-- begin Data for processing --
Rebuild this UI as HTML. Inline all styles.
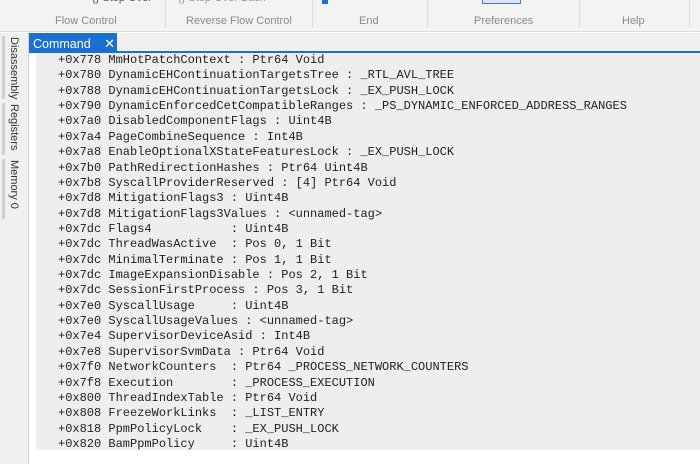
-- end Data for processing --
-- begin Data for processing --
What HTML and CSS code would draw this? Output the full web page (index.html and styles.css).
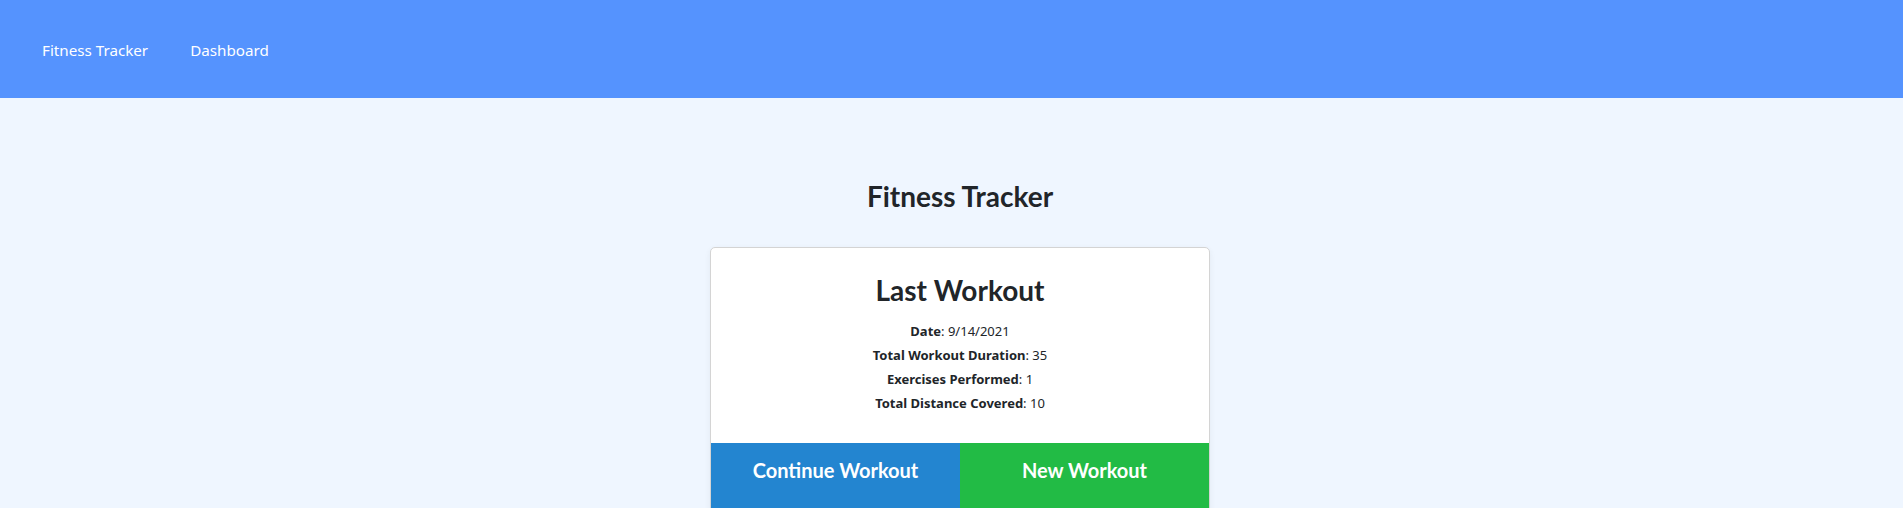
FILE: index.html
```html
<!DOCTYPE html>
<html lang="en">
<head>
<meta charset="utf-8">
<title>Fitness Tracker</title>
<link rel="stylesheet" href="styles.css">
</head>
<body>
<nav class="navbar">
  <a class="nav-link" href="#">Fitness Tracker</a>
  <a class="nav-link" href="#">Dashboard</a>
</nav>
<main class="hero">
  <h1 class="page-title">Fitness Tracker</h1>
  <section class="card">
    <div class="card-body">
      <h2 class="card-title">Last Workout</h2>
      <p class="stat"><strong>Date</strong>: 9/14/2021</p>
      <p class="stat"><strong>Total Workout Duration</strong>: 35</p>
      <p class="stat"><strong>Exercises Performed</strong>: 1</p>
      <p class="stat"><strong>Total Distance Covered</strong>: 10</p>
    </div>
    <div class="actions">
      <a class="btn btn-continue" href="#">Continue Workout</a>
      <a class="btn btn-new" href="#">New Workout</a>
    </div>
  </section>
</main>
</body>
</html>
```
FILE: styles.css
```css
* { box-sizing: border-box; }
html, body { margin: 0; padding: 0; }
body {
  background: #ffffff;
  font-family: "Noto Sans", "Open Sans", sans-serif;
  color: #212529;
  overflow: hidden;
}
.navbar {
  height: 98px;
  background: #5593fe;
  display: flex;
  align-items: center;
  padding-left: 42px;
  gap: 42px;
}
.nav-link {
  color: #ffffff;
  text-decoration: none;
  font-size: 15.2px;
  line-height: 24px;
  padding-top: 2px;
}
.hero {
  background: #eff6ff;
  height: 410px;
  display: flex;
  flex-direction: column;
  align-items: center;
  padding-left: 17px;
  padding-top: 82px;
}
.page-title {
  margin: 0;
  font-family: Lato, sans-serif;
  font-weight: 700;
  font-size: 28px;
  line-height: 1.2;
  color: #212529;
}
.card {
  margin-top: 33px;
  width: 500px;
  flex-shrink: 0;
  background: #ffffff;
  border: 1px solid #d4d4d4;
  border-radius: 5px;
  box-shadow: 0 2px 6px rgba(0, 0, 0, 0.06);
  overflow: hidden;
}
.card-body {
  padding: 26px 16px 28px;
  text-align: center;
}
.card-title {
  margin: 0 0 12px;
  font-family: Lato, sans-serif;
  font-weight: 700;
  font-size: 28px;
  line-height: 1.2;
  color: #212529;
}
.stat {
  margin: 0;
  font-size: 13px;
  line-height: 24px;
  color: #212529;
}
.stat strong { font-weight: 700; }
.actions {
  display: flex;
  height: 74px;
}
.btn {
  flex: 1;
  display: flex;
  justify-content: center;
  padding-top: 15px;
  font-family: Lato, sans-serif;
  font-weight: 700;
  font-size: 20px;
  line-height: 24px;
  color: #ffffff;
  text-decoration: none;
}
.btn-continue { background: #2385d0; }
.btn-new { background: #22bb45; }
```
-- end Data for processing --
Filter the entries above down to the lines containing the word "this".

Rebuild this UI as HTML. Inline all styles.
What HTML and CSS code would draw this? Output the full web page (index.html and styles.css).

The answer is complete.